Using check_by_ssh in Nagios Yielding Strange Behavior (and Remote Execution Failure)

4.5k Views Asked by At

I'm new to Nagios, and I've been trying to get Nagios to handle a few simple check_by_ssh commands. I'm at the point where I'm successfully able to run the command from the command line like so:

#/usr/local/nagios/libexec/check_by_ssh -H HERP.DERP.COM -C "/home/derrp/bin/...
 check_disk -w 50 -c 10 -A"

Which presents

DISK OK - free space: blah blah blah

So, that's good; it works o.k. from the command line. However, when I throw that into my commands.cfg file (using macros $USER1$ and $HOSTADDRESS$ at first, though the literal information yields the same results), and check Nagios' web interface to verify, it tells me

Remote command execution failed: ssh_askpass: exec(/usr/bin/ssh-askpass): 
No such file or directory

I've ensured ssh-askpass is installed.

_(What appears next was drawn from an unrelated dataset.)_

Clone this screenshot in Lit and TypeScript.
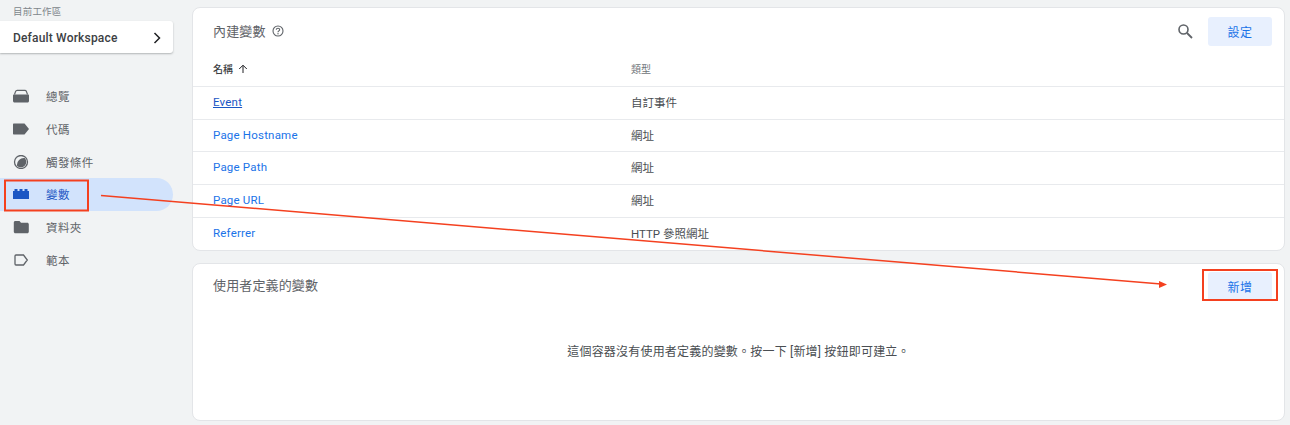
import { LitElement, html, css, svg } from "lit";
import { customElement } from "lit/decorators.js";

const navIcons: Record<string, unknown> = {
  overview: svg`<path d="M1.500 5.500L2.600 2.400Q3 1.300 4.200 1.300H11.800Q13 1.300 13.400 2.400L14.500 5.500" fill="none" stroke="#5f6368" stroke-width="1.200"/><path d="M1 5.500h14c.6 0 1 .4 1 1v5.500c0 .8-.7 1.500-1.500 1.500h-13C.7 13.500 0 12.800 0 12V6.500c0-.6.400-1 1-1z" fill="#5f6368"/>`,
  tag: svg`<path d="M1 1.500h10.500L16 7l-4.500 5.500H1c-.6 0-1-.4-1-1V2.500c0-.6.400-1 1-1z" fill="#5f6368"/>`,
  trigger: svg`<circle cx="8" cy="7" r="6.500" fill="none" stroke="#5f6368" stroke-width="1.300"/><path d="M4 10.700A5.300 5.300 0 0 0 11.700 3A7 7 0 0 0 4 10.700z" fill="#5f6368"/>`,
  variable: svg`<path d="M0 4h1.500V2h3v2h2V2h3v2h2V2h3v2H16v8H0z" fill="#1a56c4"/>`,
  folder: svg`<path d="M2.300 1h4.200l1.500 1.800h6.300c.8 0 1.500.7 1.500 1.500v7.400c0 .8-.7 1.500-1.500 1.500H2.300c-.8 0-1.500-.7-1.500-1.500V2.500C.8 1.700 1.500 1 2.300 1z" fill="#5f6368"/>`,
  template: svg`<path d="M3 2h7.500L14.300 7l-3.800 5H3c-.6 0-1-.4-1-1V3c0-.6.400-1 1-1z" fill="none" stroke="#5f6368" stroke-width="1.300"/>`,
};

const navItems = [
  { key: "overview", label: "總覽" },
  { key: "tag", label: "代碼" },
  { key: "trigger", label: "觸發條件" },
  { key: "variable", label: "變數", active: true },
  { key: "folder", label: "資料夾" },
  { key: "template", label: "範本" },
];

const rows = [
  { name: "Event", type: "自訂事件", visited: true },
  { name: "Page Hostname", type: "網址" },
  { name: "Page Path", type: "網址" },
  { name: "Page URL", type: "網址" },
  { name: "Referrer", type: "HTTP 參照網址" },
];

@customElement("app-root")
export class AppRoot extends LitElement {
  static styles = css`
    :host {
      display: block;
      position: relative;
      width: 1290px;
      height: 425px;
      overflow: hidden;
      background: #f1f3f4;
      color: #4a4e52;
      font-family: Roboto, "Noto Sans CJK TC", sans-serif;
      font-size: 12px;
    }
    .page {
      display: grid;
      grid-template-columns: 173px 1093px;
      column-gap: 19px;
      height: 425px;
    }
    .label {
      height: 21px;
      padding: 6px 0 0 13px;
      box-sizing: border-box;
      font-size: 9.500px;
      line-height: 11px;
      letter-spacing: 0.200px;
      color: #80868b;
    }
    .workspace {
      height: 32px;
      display: flex;
      align-items: center;
      justify-content: space-between;
      padding: 2px 11px 0 13px;
      box-sizing: border-box;
      background: #fff;
      border-radius: 0 3px 3px 0;
      box-shadow: 0 1px 2px rgba(60, 64, 67, 0.35);
      font-size: 12px;
      font-weight: 500;
      letter-spacing: 0.180px;
      color: #3c4043;
    }
    nav {
      margin-top: 27px;
      display: flex;
      flex-direction: column;
    }
    .item {
      height: 32.700px;
      display: flex;
      align-items: center;
      gap: 17px;
      padding-left: 13px;
      color: #5f6368;
      font-size: 11.500px;
      letter-spacing: 0.400px;
    }
    .item.active {
      color: #1a56c4;
      background: #d2e3fc;
      border-radius: 0 17px 17px 0;
    }
    .item svg { display: block; flex: none; }
    main {
      padding-top: 7px;
      display: flex;
      flex-direction: column;
      gap: 12px;
    }
    .card {
      background: #fff;
      border: 1px solid #e3e5e8;
      border-radius: 8px;
      box-sizing: border-box;
    }
    .builtin { padding-bottom: 1px; }
    .head {
      display: flex;
      align-items: center;
      padding: 0 12px 0 20px;
    }
    .builtin .head { height: 45px; padding-top: 1px; box-sizing: border-box; }
    .title {
      font-size: 13px;
      letter-spacing: 0.130px;
      color: #5f6368;
      position: relative;
      top: -1px;
    }
    .custom .title { top: -2px; }
    .help { margin-left: 6px; display: block; }
    .spacer { flex: 1; }
    .search { display: block; margin-right: 15px; }
    .btn {
      width: 64px;
      height: 29px;
      display: flex;
      align-items: center;
      justify-content: center;
      background: #e8f0fe;
      color: #1a73e8;
      border-radius: 3px;
      font-size: 12px;
      letter-spacing: 0.500px;
    }
    .row {
      display: grid;
      grid-template-columns: 418px 1fr;
      align-items: center;
      height: 32.700px;
      padding: 0 0 2px 20px;
      box-sizing: border-box;
      border-top: 1px solid #e8eaed;
      font-size: 11.500px;
    }
    .thead {
      height: 33px;
      border-top: none;
      font-size: 10px;
    }
    .thead .name {
      display: flex;
      align-items: center;
      gap: 5px;
      font-weight: 500;
      color: #3c4043;
    }
    .thead .type { color: #70757a; }
    .link { color: #1a73e8; letter-spacing: 0.200px; }
    .link.visited { color: #1a56c4; text-decoration: underline; }
    .custom { height: 158px; }
    .custom .head { padding-top: 8px; height: 29px; }
    .empty {
      margin-top: 41px;
      text-align: center;
      font-size: 12px;
      letter-spacing: 0.200px;
    }
    .overlay {
      position: absolute;
      left: 0;
      top: 0;
      pointer-events: none;
    }
  `;

  render() {
    return html`
      <div class="page">
        <aside>
          <div class="label">目前工作區</div>
          <div class="workspace">
            <span>Default Workspace</span>
            <svg width="10" height="12" viewBox="0 0 10 12"><path d="M2.500 1l5 5-5 5" fill="none" stroke="#202124" stroke-width="1.500"/></svg>
          </div>
          <nav>
            ${navItems.map(
              (n) => html`<div class="item ${n.active ? "active" : ""}">
                <svg width="16" height="14" viewBox="0 0 16 14">${navIcons[n.key]}</svg>
                <span>${n.label}</span>
              </div>`
            )}
          </nav>
        </aside>
        <main>
          <section class="card builtin">
            <div class="head">
              <span class="title">內建變數</span>
              <svg class="help" width="12" height="12" viewBox="0 0 12 12">
                <circle cx="6" cy="6" r="5" fill="none" stroke="#5f6368" stroke-width="1.100"/>
                <path d="M4.300 4.800C4.300 3.800 5 3.200 6 3.200s1.700.6 1.700 1.500c0 1.100-1.700 1.300-1.700 2.500" fill="none" stroke="#5f6368" stroke-width="1.100"/>
                <circle cx="6" cy="8.700" r=".7" fill="#5f6368"/>
              </svg>
              <span class="spacer"></span>
              <svg class="search" width="16" height="16" viewBox="0 0 16 16">
                <circle cx="6.500" cy="6.500" r="4.500" fill="none" stroke="#5f6368" stroke-width="1.600"/>
                <path d="M10 10l5 5" stroke="#5f6368" stroke-width="1.800"/>
              </svg>
              <div class="btn">設定</div>
            </div>
            <div class="row thead">
              <span class="name">名稱
                <svg width="10" height="10" viewBox="0 0 10 10"><path d="M5 9V1.500M1.200 5L5 1.200 8.800 5" fill="none" stroke="#202124" stroke-width="1"/></svg>
              </span>
              <span class="type">類型</span>
            </div>
            ${rows.map(
              (r) => html`<div class="row">
                <span class="link ${r.visited ? "visited" : ""}">${r.name}</span>
                <span>${r.type}</span>
              </div>`
            )}
          </section>
          <section class="card custom">
            <div class="head">
              <span class="title">使用者定義的變數</span>
              <span class="spacer"></span>
              <div class="btn">新增</div>
            </div>
            <div class="empty">這個容器沒有使用者定義的變數。按一下 [新增] 按鈕即可建立。</div>
          </section>
        </main>
      </div>
      <svg class="overlay" width="1290" height="425" viewBox="0 0 1290 425">
        <rect x="5" y="180.500" width="83" height="30" fill="none" stroke="#f4401f" stroke-width="2"/>
        <rect x="1203" y="270" width="74" height="30" fill="none" stroke="#f4401f" stroke-width="2"/>
        <path d="M101 195.500L1161 284" stroke="#f4401f" stroke-width="1.500"/>
        <path d="M1167 284.500l-8-3.600v7z" fill="#f4401f"/>
      </svg>
    `;
  }
}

What gives?

3

There are 3 best solutions below

0
On

You have to set up ssh keys so that the 'nagios' user can ssh to the remote host(s) without a passphrase on the private key, or it cannot run checks using check_by_ssh.

Until you can run (as the nagios user) something like this...

ssh [nagios@]remotehost.example.com /path/to/your/plugins/check_procs

... you do not have keys set up correctly.

0
On

For some reason, adding the "-E" flag fixed it. According to the check_by_ssh man page, this is the ignore STDERR flag. Now I get the output from check_raid.

Final command:

$USER1$/check_by_ssh -i ~nagios/.ssh/id_dsa -H $HOSTADDRESS$ -t 60 -l -l root -o StrictHostKeyChecking=no -o ConnectTimeout=15 -o BatchMode=yes -o ServerAliveCountMax=3 -o ServerAliveInterval=10 -C "/usr/local/libexec/nagios/check_raid" -E

0
On

I had a similar problem - running

sudo -u nagios check_by_ssh .... 

helped - I had wrong permissions on the private key. But sudo was essential here - what works ran as root, doesn't necessarily work as nagios.